WHAT TO PRODUCE: Pictures stay out of the copy; restate everything else in the material exactly.
## Start
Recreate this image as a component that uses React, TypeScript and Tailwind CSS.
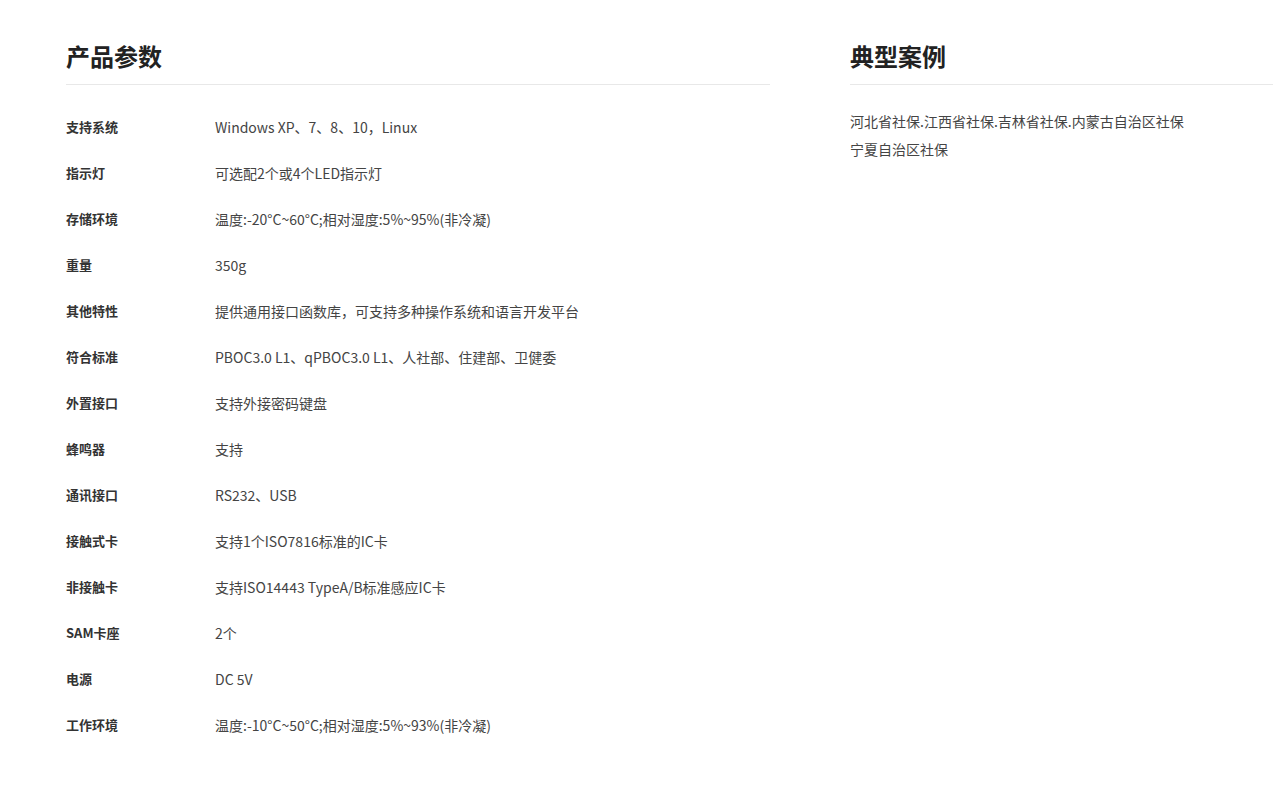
const rows: [string, string][] = [
  ["支持系统", "Windows XP、7、8、10，Linux"],
  ["指示灯", "可选配2个或4个LED指示灯"],
  ["存储环境", "温度:-20°C~60°C;相对湿度:5%~95%(非冷凝)"],
  ["重量", "350g"],
  ["其他特性", "提供通用接口函数库，可支持多种操作系统和语言开发平台"],
  ["符合标准", "PBOC3.0 L1、qPBOC3.0 L1、人社部、住建部、卫健委"],
  ["外置接口", "支持外接密码键盘"],
  ["蜂鸣器", "支持"],
  ["通讯接口", "RS232、USB"],
  ["接触式卡", "支持1个ISO7816标准的IC卡"],
  ["非接触卡", "支持ISO14443 TypeA/B标准感应IC卡"],
  ["SAM卡座", "2个"],
  ["电源", "DC 5V"],
  ["工作环境", "温度:-10°C~50°C;相对湿度:5%~93%(非冷凝)"],
];

export default function App() {
  return (
    <div
      className="w-[1273px] h-[795px] bg-white overflow-hidden flex pt-[38px] text-[#333]"
      style={{ fontFamily: '"Noto Sans CJK SC", "Noto Sans", sans-serif' }}
    >
      <div className="ml-[66px] w-[704px]">
        <h2 className="text-[24px] font-bold leading-[36px] pb-[10px] border-b border-[#e8e8e8] text-[#222]">产品参数</h2>
        <div className="pt-[19px]">
          {rows.map(([k, v]) => (
            <div key={k} className="flex h-[46px] items-center text-[14px]">
              <div className="w-[149px] font-bold text-[13px] text-[#333]">{k}</div>
              <div className="text-[#444]">{v}</div>
            </div>
          ))}
        </div>
      </div>
      <div className="ml-[80px] flex-1">
        <h2 className="text-[24px] font-bold leading-[36px] pb-[10px] border-b border-[#e8e8e8] text-[#222]">典型案例</h2>
        <p className="mt-[22px] w-[340px] text-[14px] leading-[28px] text-[#444]">
          河北省社保.江西省社保.吉林省社保.内蒙古自治区社保宁夏自治区社保
        </p>
      </div>
    </div>
  );
}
## End
WRITTEN SOLUTION:
Recreate this image as a component that uses React, TypeScript and Tailwind CSS.
const rows: [string, string][] = [
  ["支持系统", "Windows XP、7、8、10，Linux"],
  ["指示灯", "可选配2个或4个LED指示灯"],
  ["存储环境", "温度:-20°C~60°C;相对湿度:5%~95%(非冷凝)"],
  ["重量", "350g"],
  ["其他特性", "提供通用接口函数库，可支持多种操作系统和语言开发平台"],
  ["符合标准", "PBOC3.0 L1、qPBOC3.0 L1、人社部、住建部、卫健委"],
  ["外置接口", "支持外接密码键盘"],
  ["蜂鸣器", "支持"],
  ["通讯接口", "RS232、USB"],
  ["接触式卡", "支持1个ISO7816标准的IC卡"],
  ["非接触卡", "支持ISO14443 TypeA/B标准感应IC卡"],
  ["SAM卡座", "2个"],
  ["电源", "DC 5V"],
  ["工作环境", "温度:-10°C~50°C;相对湿度:5%~93%(非冷凝)"],
];

export default function App() {
  return (
    <div
      className="w-[1273px] h-[795px] bg-white overflow-hidden flex pt-[38px] text-[#333]"
      style={{ fontFamily: '"Noto Sans CJK SC", "Noto Sans", sans-serif' }}
    >
      <div className="ml-[66px] w-[704px]">
        <h2 className="text-[24px] font-bold leading-[36px] pb-[10px] border-b border-[#e8e8e8] text-[#222]">产品参数</h2>
        <div className="pt-[19px]">
          {rows.map(([k, v]) => (
            <div key={k} className="flex h-[46px] items-center text-[14px]">
              <div className="w-[149px] font-bold text-[13px] text-[#333]">{k}</div>
              <div className="text-[#444]">{v}</div>
            </div>
          ))}
        </div>
      </div>
      <div className="ml-[80px] flex-1">
        <h2 className="text-[24px] font-bold leading-[36px] pb-[10px] border-b border-[#e8e8e8] text-[#222]">典型案例</h2>
        <p className="mt-[22px] w-[340px] text-[14px] leading-[28px] text-[#444]">
          河北省社保.江西省社保.吉林省社保.内蒙古自治区社保宁夏自治区社保
        </p>
      </div>
    </div>
  );
}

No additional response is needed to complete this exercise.